Retailers also could use packaging to help boost brand awareness.
Shave creams that are sold in cans with unique shapes, bright colors and clear messaging will enable products to standout on shelves, Sutton notes.
For shave creams and gels in tubes — which offer fewer chances for packaging differentiation — retailers could incorporate colors that create a higher-end appearance and differ from the national offerings, Berry states.
Raise awareness
When it comes to merchandising razors, blades and shaving gels and creams, it is important for retailers to raise awareness of their private label selections, Guippone says.
“Retailers must break through the clutter with clear communications about the quality and value equation of store brands,” he says. “Gaining store brand shopper insights and understanding their path to purchase is a critical step.”

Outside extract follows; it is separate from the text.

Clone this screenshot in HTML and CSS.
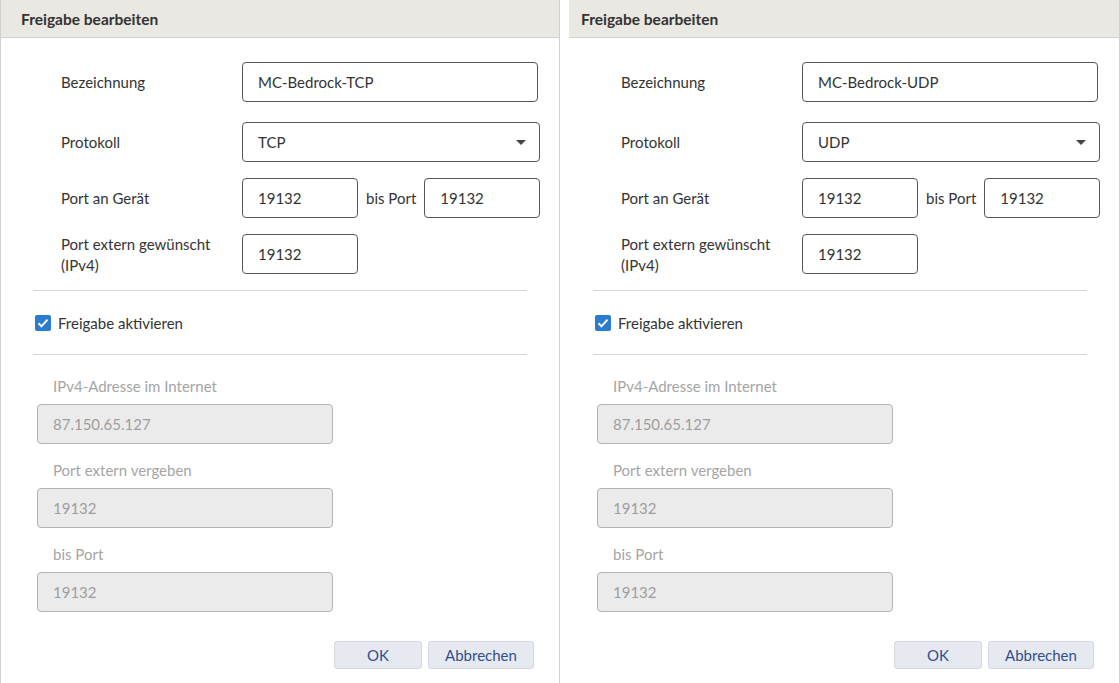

Developing the appropriate selections, meanwhile, requires effective collaboration between retailers and suppliers. Both parties need to be aware of market trends and decide together how best to respond, Frantz says.
“Retailers can get comfortable with their suppliers and just rely on old and past-generation products,” he states. “They need to get the manufacturers to update and expand their horizons.”

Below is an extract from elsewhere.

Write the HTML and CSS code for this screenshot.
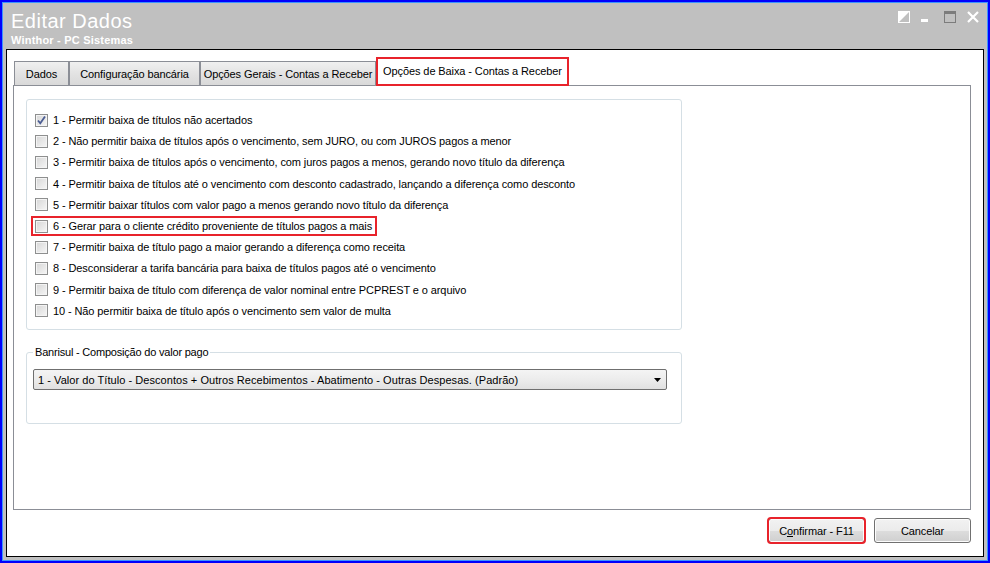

Both retailers and manufactures could best optimize sales and margins by working together on product assortment, placement, pricing and promotion, Guippone adds.
And when selecting their proper shaving cream supplier, retailers should analyze product quality and not single out the company with the lowest prices, Berry says.
“Just picking the lowest price cheapens the brand,” he states.
Do offer razors with national brand product features such as pivoting heads.
Do offer shave gels and creams with added functional ingredients such as aloe vera and vitamin E.